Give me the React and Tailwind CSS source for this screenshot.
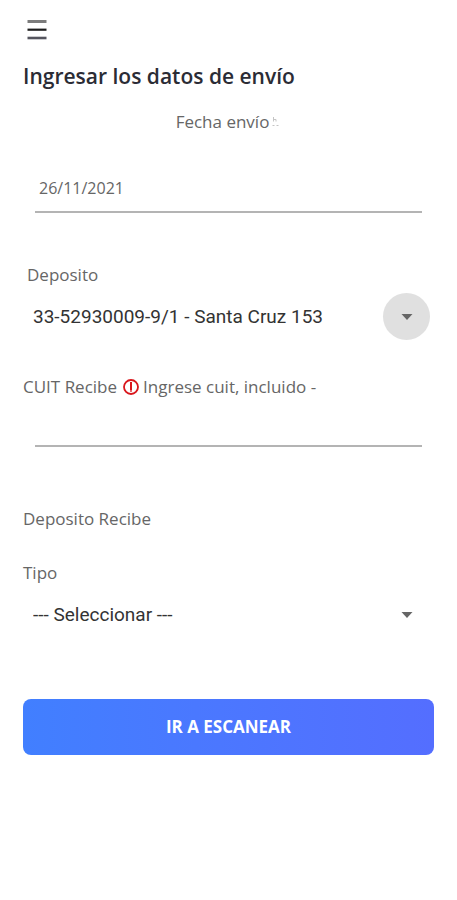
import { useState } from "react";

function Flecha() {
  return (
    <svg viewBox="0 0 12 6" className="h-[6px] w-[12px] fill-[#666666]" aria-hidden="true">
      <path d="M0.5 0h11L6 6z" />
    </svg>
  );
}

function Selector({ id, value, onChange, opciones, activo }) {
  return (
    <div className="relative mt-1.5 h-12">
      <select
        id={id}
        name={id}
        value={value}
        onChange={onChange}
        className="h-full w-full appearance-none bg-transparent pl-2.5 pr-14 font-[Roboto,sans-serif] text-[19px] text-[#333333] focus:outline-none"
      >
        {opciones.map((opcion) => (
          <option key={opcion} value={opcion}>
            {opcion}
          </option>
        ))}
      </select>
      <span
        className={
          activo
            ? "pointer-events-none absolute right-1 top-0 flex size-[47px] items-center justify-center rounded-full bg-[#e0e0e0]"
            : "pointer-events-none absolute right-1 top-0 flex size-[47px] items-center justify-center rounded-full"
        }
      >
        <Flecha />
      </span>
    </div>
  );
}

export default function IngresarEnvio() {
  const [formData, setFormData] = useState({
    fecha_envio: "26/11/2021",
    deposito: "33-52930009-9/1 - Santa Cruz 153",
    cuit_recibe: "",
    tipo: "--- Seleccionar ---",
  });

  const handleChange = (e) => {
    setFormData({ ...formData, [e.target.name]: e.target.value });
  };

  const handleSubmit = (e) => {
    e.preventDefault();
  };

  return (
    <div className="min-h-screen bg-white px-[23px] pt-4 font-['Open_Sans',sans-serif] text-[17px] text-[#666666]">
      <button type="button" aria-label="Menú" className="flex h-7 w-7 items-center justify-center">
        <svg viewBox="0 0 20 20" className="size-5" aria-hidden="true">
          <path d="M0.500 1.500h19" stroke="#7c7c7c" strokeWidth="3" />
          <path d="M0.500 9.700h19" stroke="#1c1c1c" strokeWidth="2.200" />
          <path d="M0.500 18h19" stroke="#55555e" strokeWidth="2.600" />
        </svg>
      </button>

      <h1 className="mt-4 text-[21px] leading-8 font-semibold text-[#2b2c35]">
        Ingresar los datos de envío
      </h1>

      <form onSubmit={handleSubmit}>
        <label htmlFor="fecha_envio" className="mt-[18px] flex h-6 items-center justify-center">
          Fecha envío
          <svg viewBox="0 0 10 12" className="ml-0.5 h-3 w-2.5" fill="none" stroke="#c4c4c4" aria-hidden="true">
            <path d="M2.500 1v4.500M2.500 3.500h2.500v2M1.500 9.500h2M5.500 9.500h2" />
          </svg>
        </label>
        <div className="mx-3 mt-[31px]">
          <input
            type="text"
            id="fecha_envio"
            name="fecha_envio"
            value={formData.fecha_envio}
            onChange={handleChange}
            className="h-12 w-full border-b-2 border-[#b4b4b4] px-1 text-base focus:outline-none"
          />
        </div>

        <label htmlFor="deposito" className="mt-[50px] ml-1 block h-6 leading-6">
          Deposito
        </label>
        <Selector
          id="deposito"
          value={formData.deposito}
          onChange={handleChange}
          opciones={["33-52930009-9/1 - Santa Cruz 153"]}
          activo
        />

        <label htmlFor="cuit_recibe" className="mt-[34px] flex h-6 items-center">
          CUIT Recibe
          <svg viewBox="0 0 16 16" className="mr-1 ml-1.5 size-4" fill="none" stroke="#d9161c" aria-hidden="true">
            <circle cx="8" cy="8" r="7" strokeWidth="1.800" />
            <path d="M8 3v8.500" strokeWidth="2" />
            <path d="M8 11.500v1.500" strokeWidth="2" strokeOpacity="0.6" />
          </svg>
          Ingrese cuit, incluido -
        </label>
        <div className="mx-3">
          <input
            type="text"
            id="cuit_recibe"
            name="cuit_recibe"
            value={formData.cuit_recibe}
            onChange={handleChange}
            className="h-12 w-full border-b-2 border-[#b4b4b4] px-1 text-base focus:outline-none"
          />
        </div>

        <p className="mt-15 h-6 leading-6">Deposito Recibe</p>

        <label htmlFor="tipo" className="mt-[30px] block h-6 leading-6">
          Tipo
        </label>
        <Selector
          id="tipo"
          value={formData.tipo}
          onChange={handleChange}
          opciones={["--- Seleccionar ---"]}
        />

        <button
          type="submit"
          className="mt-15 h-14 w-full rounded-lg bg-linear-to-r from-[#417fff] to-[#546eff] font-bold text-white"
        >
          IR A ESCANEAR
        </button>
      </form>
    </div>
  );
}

*****

Copy every line above word for word and exclude the pictures.

Written answer:
Give me the React and Tailwind CSS source for this screenshot.
import { useState } from "react";

function Flecha() {
  return (
    <svg viewBox="0 0 12 6" className="h-[6px] w-[12px] fill-[#666666]" aria-hidden="true">
      <path d="M0.5 0h11L6 6z" />
    </svg>
  );
}

function Selector({ id, value, onChange, opciones, activo }) {
  return (
    <div className="relative mt-1.5 h-12">
      <select
        id={id}
        name={id}
        value={value}
        onChange={onChange}
        className="h-full w-full appearance-none bg-transparent pl-2.5 pr-14 font-[Roboto,sans-serif] text-[19px] text-[#333333] focus:outline-none"
      >
        {opciones.map((opcion) => (
          <option key={opcion} value={opcion}>
            {opcion}
          </option>
        ))}
      </select>
      <span
        className={
          activo
            ? "pointer-events-none absolute right-1 top-0 flex size-[47px] items-center justify-center rounded-full bg-[#e0e0e0]"
            : "pointer-events-none absolute right-1 top-0 flex size-[47px] items-center justify-center rounded-full"
        }
      >
        <Flecha />
      </span>
    </div>
  );
}

export default function IngresarEnvio() {
  const [formData, setFormData] = useState({
    fecha_envio: "26/11/2021",
    deposito: "33-52930009-9/1 - Santa Cruz 153",
    cuit_recibe: "",
    tipo: "--- Seleccionar ---",
  });

  const handleChange = (e) => {
    setFormData({ ...formData, [e.target.name]: e.target.value });
  };

  const handleSubmit = (e) => {
    e.preventDefault();
  };

  return (
    <div className="min-h-screen bg-white px-[23px] pt-4 font-['Open_Sans',sans-serif] text-[17px] text-[#666666]">
      <button type="button" aria-label="Menú" className="flex h-7 w-7 items-center justify-center">
        <svg viewBox="0 0 20 20" className="size-5" aria-hidden="true">
          <path d="M0.500 1.500h19" stroke="#7c7c7c" strokeWidth="3" />
          <path d="M0.500 9.700h19" stroke="#1c1c1c" strokeWidth="2.200" />
          <path d="M0.500 18h19" stroke="#55555e" strokeWidth="2.600" />
        </svg>
      </button>

      <h1 className="mt-4 text-[21px] leading-8 font-semibold text-[#2b2c35]">
        Ingresar los datos de envío
      </h1>

      <form onSubmit={handleSubmit}>
        <label htmlFor="fecha_envio" className="mt-[18px] flex h-6 items-center justify-center">
          Fecha envío
          <svg viewBox="0 0 10 12" className="ml-0.5 h-3 w-2.5" fill="none" stroke="#c4c4c4" aria-hidden="true">
            <path d="M2.500 1v4.500M2.500 3.500h2.500v2M1.500 9.500h2M5.500 9.500h2" />
          </svg>
        </label>
        <div className="mx-3 mt-[31px]">
          <input
            type="text"
            id="fecha_envio"
            name="fecha_envio"
            value={formData.fecha_envio}
            onChange={handleChange}
            className="h-12 w-full border-b-2 border-[#b4b4b4] px-1 text-base focus:outline-none"
          />
        </div>

        <label htmlFor="deposito" className="mt-[50px] ml-1 block h-6 leading-6">
          Deposito
        </label>
        <Selector
          id="deposito"
          value={formData.deposito}
          onChange={handleChange}
          opciones={["33-52930009-9/1 - Santa Cruz 153"]}
          activo
        />

        <label htmlFor="cuit_recibe" className="mt-[34px] flex h-6 items-center">
          CUIT Recibe
          <svg viewBox="0 0 16 16" className="mr-1 ml-1.5 size-4" fill="none" stroke="#d9161c" aria-hidden="true">
            <circle cx="8" cy="8" r="7" strokeWidth="1.800" />
            <path d="M8 3v8.500" strokeWidth="2" />
            <path d="M8 11.500v1.500" strokeWidth="2" strokeOpacity="0.6" />
          </svg>
          Ingrese cuit, incluido -
        </label>
        <div className="mx-3">
          <input
            type="text"
            id="cuit_recibe"
            name="cuit_recibe"
            value={formData.cuit_recibe}
            onChange={handleChange}
            className="h-12 w-full border-b-2 border-[#b4b4b4] px-1 text-base focus:outline-none"
          />
        </div>

        <p className="mt-15 h-6 leading-6">Deposito Recibe</p>

        <label htmlFor="tipo" className="mt-[30px] block h-6 leading-6">
          Tipo
        </label>
        <Selector
          id="tipo"
          value={formData.tipo}
          onChange={handleChange}
          opciones={["--- Seleccionar ---"]}
        />

        <button
          type="submit"
          className="mt-15 h-14 w-full rounded-lg bg-linear-to-r from-[#417fff] to-[#546eff] font-bold text-white"
        >
          IR A ESCANEAR
        </button>
      </form>
    </div>
  );
}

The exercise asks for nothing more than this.